What the task requires:
Extract the lines of the material below, beginning with the first and ending with the line that holds "string; rate: string;". Skip every picture.
+++ Supplied data
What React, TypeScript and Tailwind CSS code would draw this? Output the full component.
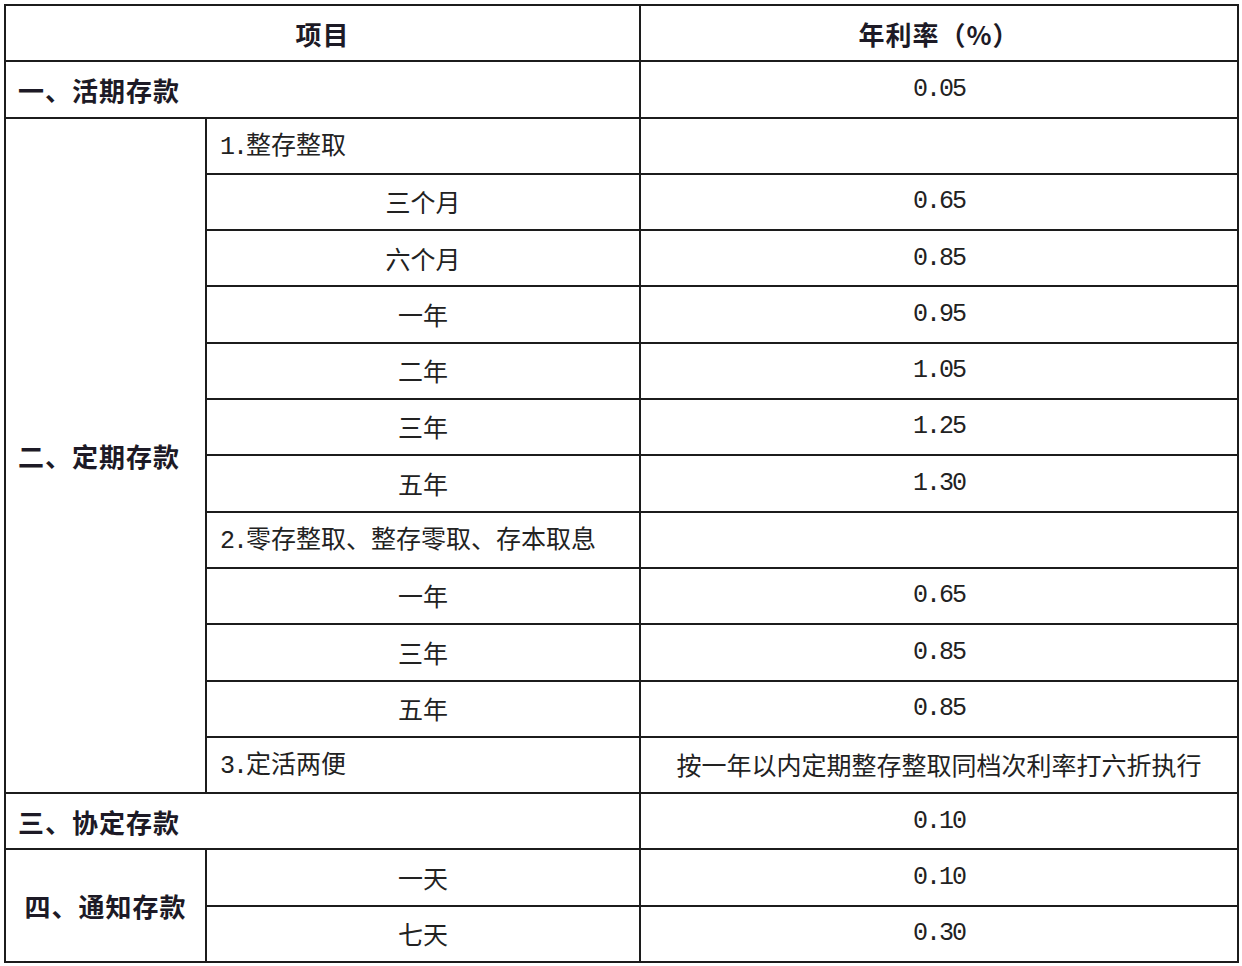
import React from 'react';

type Row = { label: string; rate: string; kind: 'sub' | 'group' };

const fixedRows: Row[] = [
  { label: '1.整存整取', rate: '', kind: 'group' },
  { label: '三个月', rate: '0.65', kind: 'sub' },
  { label: '六个月', rate: '0.85', kind: 'sub' },
  { label: '一年', rate: '0.95', kind: 'sub' },
  { label: '二年', rate: '1.05', kind: 'sub' },
  { label: '三年', rate: '1.25', kind: 'sub' },
  { label: '五年', rate: '1.30', kind: 'sub' },
  { label: '2.零存整取、整存零取、存本取息', rate: '', kind: 'group' },
  { label: '一年', rate: '0.65', kind: 'sub' },
  { label: '三年', rate: '0.85', kind: 'sub' },
  { label: '五年', rate: '0.85', kind: 'sub' },
  { label: '3.定活两便', rate: '按一年以内定期整存整取同档次利率打六折执行', kind: 'group' },
];

const cell = 'border-2 border-[#1c1c1c] align-middle';
const bold = "font-bold text-[26px] tracking-[1px] text-[#1d1a26] font-['Noto_Sans_CJK_SC',sans-serif]";
const plain = "text-[25px] text-[#222] font-['Noto_Sans_CJK_SC',sans-serif]";
const num = "font-['Liberation_Mono','Noto_Sans_CJK_SC',monospace] text-[25px] tracking-[-2px] text-[#222]";

const Rate = ({ value }: { value: string }) => {
  if (!value) return null;
  // digits look like a monospace print face, sentences stay CJK
  if (/^[0-9.]+$/.test(value)) return <span className={num}>{value}</span>;
  return <span className={plain}>{value}</span>;
};

const Label = ({ text }: { text: string }) => {
  const m = text.match(/^(\d\.)(.*)$/);
  if (!m) return <span className={plain}>{text}</span>;
  return (
    <span className={plain}>
      <span className={num}>{m[1]}</span>
      {m[2]}
    </span>
  );
};

export default function App() {
  return (
    <div className="min-h-screen bg-white pl-[4px] pt-[4px]">
      <table className="w-[1233px] table-fixed border-collapse border-2 border-[#1c1c1c]">
        <colgroup>
          <col className="w-[201px]" />
          <col className="w-[434px]" />
          <col className="w-[598px]" />
        </colgroup>
        <tbody>
          <tr className="h-[56.3px]">
            <td colSpan={2} className={`${cell} text-center ${bold}`}>项目</td>
            <td className={`${cell} text-center ${bold}`}>年利率（%）</td>
          </tr>
          <tr className="h-[56.3px]">
            <td colSpan={2} className={`${cell} pl-[12px] ${bold}`}>一、活期存款</td>
            <td className={`${cell} text-center`}><Rate value="0.05" /></td>
          </tr>
          {fixedRows.map((r, i) => (
            <tr key={i} className="h-[56.3px]">
              {i === 0 && (
                <td rowSpan={fixedRows.length} className={`${cell} pl-[12px] ${bold}`}>
                  二、定期存款
                </td>
              )}
              <td className={`${cell} ${r.kind === 'group' ? 'pl-[13px] text-left' : 'text-center'}`}>
                <Label text={r.label} />
              </td>
              <td className={`${cell} text-center`}><Rate value={r.rate} /></td>
            </tr>
          ))}
          <tr className="h-[56.3px]">
            <td colSpan={2} className={`${cell} pl-[12px] ${bold}`}>三、协定存款</td>
            <td className={`${cell} text-center`}><Rate value="0.10" /></td>
          </tr>
          <tr className="h-[56.3px]">
            <td rowSpan={2} className={`${cell} text-center ${bold}`}>四、通知存款</td>
            <td className={`${cell} text-center`}><Label text="一天" /></td>
            <td className={`${cell} text-center`}><Rate value="0.10" /></td>
          </tr>
          <tr className="h-[56.3px]">
            <td className={`${cell} text-center`}><Label text="七天" /></td>
            <td className={`${cell} text-center`}><Rate value="0.30" /></td>
          </tr>
        </tbody>
      </table>
    </div>
  );
}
++++++
Full solution:
What React, TypeScript and Tailwind CSS code would draw this? Output the full component.
import React from 'react';

type Row = { label: string; rate: string; kind: 'sub' | 'group' };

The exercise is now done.